2025年5月8日木曜日

きょうのできごと(2004)

2004年3月公開の映画「きょうのできごと a day on the planet」を20年ぶりぐらいで見返した。実家押し入れから発掘したDVDで見た。もうかなり昔に買ったDVD。

原作は柴崎友香の同名小説(2000年 河出書房新社)。監督は当時の若手で人気映画監督だった行定勲。脚本は行定と益子昌一。音楽は当時人気のシンガーソングライター矢井田瞳。制作と配給はコムストック。
主演はおそらく出演者筆頭の田中麗奈妻夫木聡。田中麗奈は映画とCMで人気のアイドル女優、妻夫木聡は期待の若手俳優ニューカマー。
だが、このふたりの主演作という感じもしない。伊藤歩、柏原収史、といった若手俳優全員の群像劇といった感じ。

京都の大学院に進学する正道(柏原収史)の引越祝いに仲間たちが集まって飲んで酔ってふざけて眠って車で出かける、そんな22歳から23歳の何でもない3月の一日のできごとを淡々と描いた会話劇ドラマ。
一見それぞれ関係ないようでいて繋がってる…という、京都大学生青春群像ドラマ。
中沢(妻夫木聡)は彼女の真紀(田中麗奈)、幼なじみのけいと(伊藤歩)と一緒に車で正道(柏原収史)の家で飲み会。

長髪の院生西山(三浦誠己)の髪を風呂場でヘアカットする酔っ払い田中麗奈が怖い。泥酔状態の女にそんな危ないことをさすな!結果、はちゃめちゃな髪型になる。この西山が酔っ払ってるにしてもめんどくさい。イケメンやさ男でモテ男かわちくん(松尾敏伸)にからむ。

そのころ海岸ではクジラが座礁。こっちのパート担当がサーファー北村一輝と女子高生派谷恵美
北村がザ・北村というテンション高いバカを高い精度で演じていて感心。派谷は最近「世界の終わりという名の雑貨店」で見たばかりだったのですぐにわかった。
さらに、賭博の現場にガサが入り窓から逃げようとしてビルとビルの間に挟まれてしまった男が大倉孝二。その救助隊員が津田寛治。その現場レポーターアナが佐藤仁美。正道の顔見知り大学6年生役で山本太郎。そのへんのキャストは初めて見た当時はたぶん気づいてなかった。

これ、初めて見た当時はそれほどでもなかったけど、今見返したらとても面白かった。
あの時代、おそらく現在40代中ごろになっている人々が大学生のころの日常を描いてる。部屋のテレビが小さなブラウン管テレビ。そんなテレビで三国志のゲームやってる。

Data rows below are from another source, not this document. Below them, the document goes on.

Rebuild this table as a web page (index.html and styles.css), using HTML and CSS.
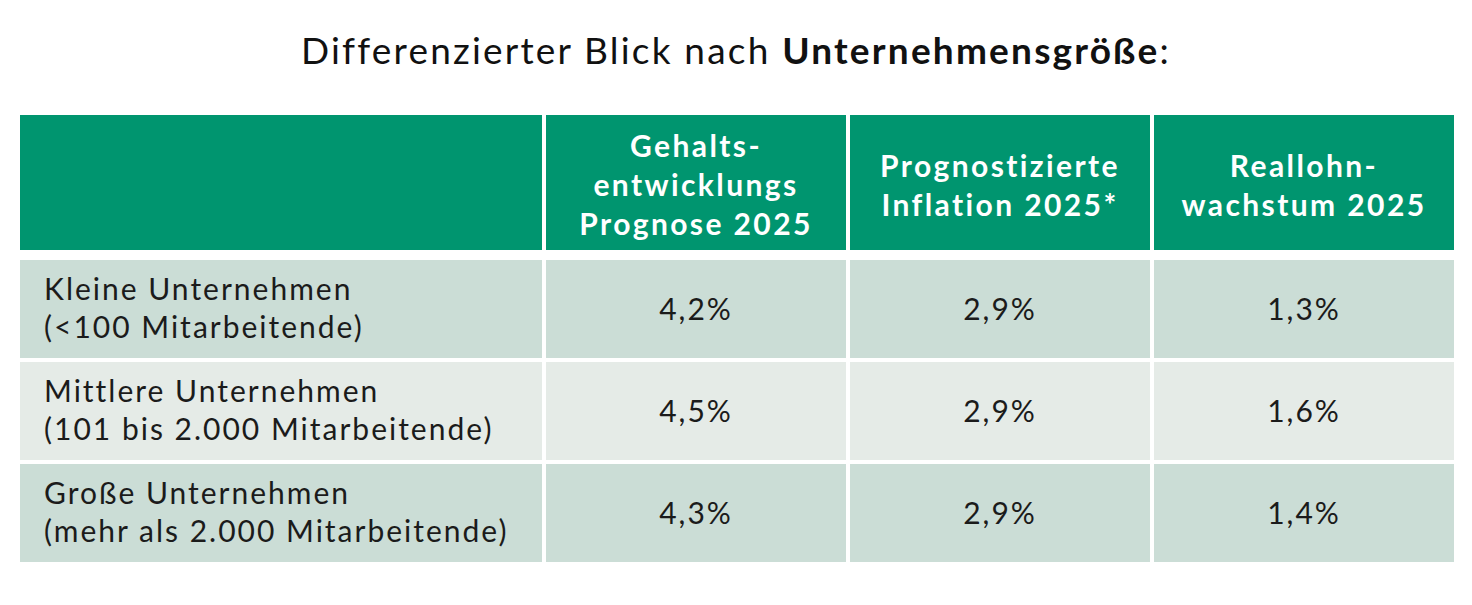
FILE: index.html
```html
<!DOCTYPE html>
<html lang="de">
<head>
<meta charset="utf-8">
<title>Differenzierter Blick nach Unternehmensgröße</title>
<link rel="stylesheet" href="styles.css">
</head>
<body>
<main class="page">
  <h1 class="title">Differenzierter Blick nach <strong>Unternehmensgröße</strong>:</h1>
  <div class="table">
    <div class="row head">
      <div class="cell"></div>
      <div class="cell">Gehalts-<br>entwicklungs<br>Prognose 2025</div>
      <div class="cell">Prognostizierte<br>Inflation 2025*</div>
      <div class="cell">Reallohn-<br>wachstum 2025</div>
    </div>
    <div class="row dark">
      <div class="cell label">Kleine Unternehmen<br>(&lt;100 Mitarbeitende)</div>
      <div class="cell">4,2%</div>
      <div class="cell">2,9%</div>
      <div class="cell">1,3%</div>
    </div>
    <div class="row light">
      <div class="cell label">Mittlere Unternehmen<br>(101 bis 2.000 Mitarbeitende)</div>
      <div class="cell">4,5%</div>
      <div class="cell">2,9%</div>
      <div class="cell">1,6%</div>
    </div>
    <div class="row dark">
      <div class="cell label">Große Unternehmen<br>(mehr als 2.000 Mitarbeitende)</div>
      <div class="cell">4,3%</div>
      <div class="cell">2,9%</div>
      <div class="cell">1,4%</div>
    </div>
  </div>
</main>
</body>
</html>
```

FILE: styles.css
```css
html, body {
  margin: 0;
  padding: 0;
  background: #ffffff;
}

body {
  font-family: Lato, "Open Sans", "Noto Sans", sans-serif;
  color: #1b1b1b;
}

.page {
  width: 1472px;
  height: 605px;
  padding-top: 26px;
  box-sizing: border-box;
}

.title {
  margin: 0 0 41px;
  font-size: 37px;
  line-height: 48px;
  font-weight: 400;
  letter-spacing: 2.2px;
  text-align: center;
  color: #111111;
}

.title strong {
  font-weight: 700;
}

.table {
  margin-left: 20px;
  width: 1434px;
  display: flex;
  flex-direction: column;
  gap: 4px;
}

.row {
  display: grid;
  grid-template-columns: 522px 300px 300px 300px;
  column-gap: 4px;
  height: 98px;
}

.row.head {
  height: 135px;
  margin-bottom: 6px;
}

.cell {
  display: flex;
  align-items: center;
  justify-content: center;
  text-align: center;
  font-size: 30px;
  line-height: 38px;
  letter-spacing: 2px;
  padding-bottom: 2px;
  box-sizing: border-box;
}

.head .cell {
  background: #00956f;
  color: #ffffff;
  font-weight: 700;
  line-height: 39px;
  letter-spacing: 2.4px;
  padding-top: 4px;
  padding-bottom: 0;
}

.dark .cell {
  background: #cbddd6;
}

.light .cell {
  background: #e5ebe7;
}

.cell.label {
  justify-content: flex-start;
  text-align: left;
  padding-left: 24px;
  padding-bottom: 4px;
}
```
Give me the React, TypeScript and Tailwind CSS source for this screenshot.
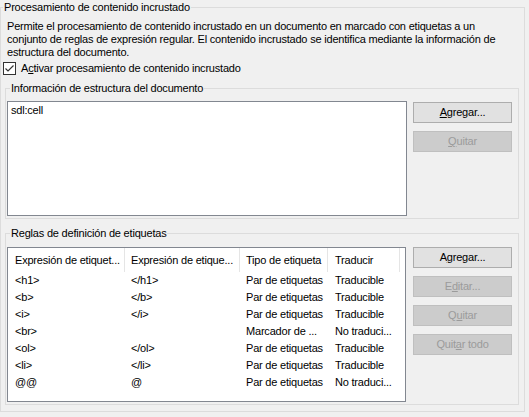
import React from "react";

const rules = [
  { open: "<h1>", close: "</h1>", type: "Par de etiquetas", tr: "Traducible" },
  { open: "<b>", close: "</b>", type: "Par de etiquetas", tr: "Traducible" },
  { open: "<i>", close: "</i>", type: "Par de etiquetas", tr: "Traducible" },
  { open: "<br>", close: "", type: "Marcador de ...", tr: "No traduci..." },
  { open: "<ol>", close: "</ol>", type: "Par de etiquetas", tr: "Traducible" },
  { open: "<li>", close: "</li>", type: "Par de etiquetas", tr: "Traducible" },
  { open: "@@", close: "@", type: "Par de etiquetas", tr: "No traduci..." },
];

function Button({ label, u, disabled }: { label: string; u: number; disabled?: boolean }) {
  return (
    <div
      className={
        "w-[99px] h-[21px] flex items-center justify-center border " +
        (disabled ? "bg-[#cccccc] border-[#bfbfbf] text-[#9b9b9b]" : "bg-[#e1e1e1] border-[#adadad] text-black")
      }
    >
      <span>
        {label.slice(0, u)}
        <span className="underline underline-offset-[1px]">{label[u]}</span>
        {label.slice(u + 1)}
      </span>
    </div>
  );
}

export default function App() {
  return (
    <div className="w-[529px] h-[417px] bg-[#f0f0f0] text-[11px] leading-[13px] tracking-[-0.2px] text-black font-['Liberation_Sans',Arial,sans-serif] overflow-hidden pt-[1px] whitespace-nowrap">
      <fieldset className="w-[525px] border border-[#dcdcdc] px-[5px] pb-[6px]">
        <legend className="ml-[-3px] px-[1px]">Procesamiento de contenido incrustado</legend>
        <p className="mt-[6px] ml-[1px] w-[500px] whitespace-normal">
          Permite el procesamiento de contenido incrustado en un documento en marcado con etiquetas a un
          conjunto de reglas de expresión regular. El contenido incrustado se identifica mediante la información de
          estructura del documento.
        </p>
        <label className="flex items-center mt-[3px] ml-[-3px] h-[13px]">
          <span className="w-[13px] h-[13px] border border-[#333333] bg-white flex items-center justify-center">
            <svg width="11" height="11" viewBox="0 0 11 11">
              <path d="M1.5 5.5 L4 8 L9.5 2.5" fill="none" stroke="#333333" strokeWidth="1.2" />
            </svg>
          </span>
          <span className="ml-[5px]">
            A<span className="underline">c</span>tivar procesamiento de contenido incrustado
          </span>
        </label>

        <fieldset className="mt-[7px] ml-[-1px] w-[514px] border border-[#dcdcdc] pl-[1px] pr-[5px] pb-[2px]">
          <legend className="ml-[3px] px-[1px]">Información de estructura del documento</legend>
          <div className="flex gap-[6px] mt-[6px]">
            <div className="w-[400px] h-[115px] bg-white border border-[#828790] px-[3px] pt-[2px]">sdl:cell</div>
            <div className="flex flex-col gap-[8px] pt-[1px]">
              <Button label="Agregar..." u={0} />
              <Button label="Quitar" u={0} disabled />
            </div>
          </div>
        </fieldset>

        <fieldset className="mt-[8px] ml-[-1px] w-[514px] border border-[#dcdcdc] pl-[1px] pr-[5px] pb-[2px]">
          <legend className="ml-[3px] px-[1px]">Reglas de definición de etiquetas</legend>
          <div className="flex gap-[7px] mt-[7px]">
            <div className="w-[399px] h-[155px] bg-white border border-[#828790]">
              <div className="flex h-[24px] items-center">
                <div className="w-[117px] h-full pl-[7px] flex items-center border-r border-[#e5e5e5]">Expresión de etiquet...</div>
                <div className="w-[115px] h-full pl-[6px] flex items-center border-r border-[#e5e5e5]">Expresión de etique...</div>
                <div className="w-[88px] h-full pl-[6px] flex items-center border-r border-[#e5e5e5]">Tipo de etiqueta</div>
                <div className="w-[72px] h-full pl-[7px] flex items-center border-r border-[#e5e5e5]">Traducir</div>
              </div>
              {rules.map((r, i) => (
                <div key={i} className="flex h-[17px] items-center">
                  <div className="w-[117px] pl-[7px]">{r.open}</div>
                  <div className="w-[115px] pl-[6px]">{r.close}</div>
                  <div className="w-[88px] pl-[6px]">{r.type}</div>
                  <div className="w-[72px] pl-[7px]">{r.tr}</div>
                </div>
              ))}
            </div>
            <div className="flex flex-col gap-[8px]">
              <Button label="Agregar..." u={1} />
              <Button label="Editar..." u={1} disabled />
              <Button label="Quitar" u={1} disabled />
              <Button label="Quitar todo" u={4} disabled />
            </div>
          </div>
        </fieldset>
      </fieldset>
    </div>
  );
}
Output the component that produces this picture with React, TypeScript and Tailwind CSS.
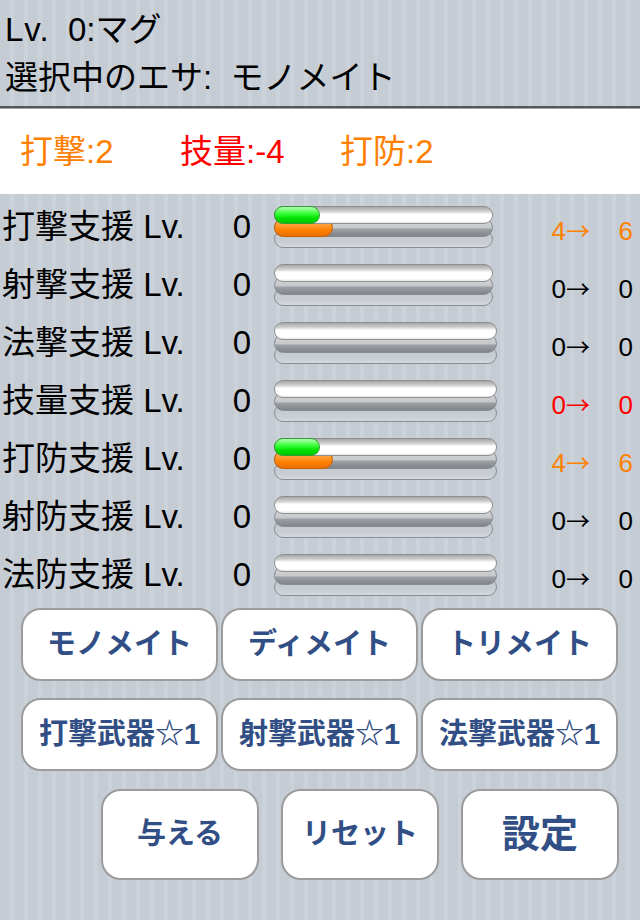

かわちくん以外のキャスト全員が大阪京都の強い関西弁とクセの強い関西人のノリ。関東から見ると、ああ、大阪京都の若者ってみんなこんな会話してはるわ~という感じ。
基本、関西人の会話はみんなボケてつっこむ。どうでもいい会話を延々としている。
特にかわちくんのカノジョちよ(池脇千鶴)の大阪言葉が異常に強い。標準語を話すかわちくんと気が合うわけがない…と思ったのだが、最後はこのふたりでほっこりエンド。

とにかく関西弁が強い会話劇だが、この映画を見た誰しもが、あのころの何も大したことの起らない平和で楽しい日常を思い出してセンチメンタルになれる事必至。もうあんな楽しい日常は今後ない。ふと寂しくもなる。

もう忘れられた映画かもしれないが、あの頃を懐かしく思い出せる世代だけでなく、現在の若者にも今を全力で楽しめ!ふざけて笑い合え!何でもない退屈な毎日がどれほど貴重か!と言いたい。オススメしたい。
主題歌は矢井田瞳「マーブル色の日」

この映画、てっきり関西方面でロケしてるのかと思いきや、松尾敏伸と池脇千鶴が動物園デートの待ち合わせをした場所は稲城市城山公園だ。あと、座礁したクジラを見に行った場所も現南房総市の白浜海岸?最後にキャストが集う浜は根本海水浴場?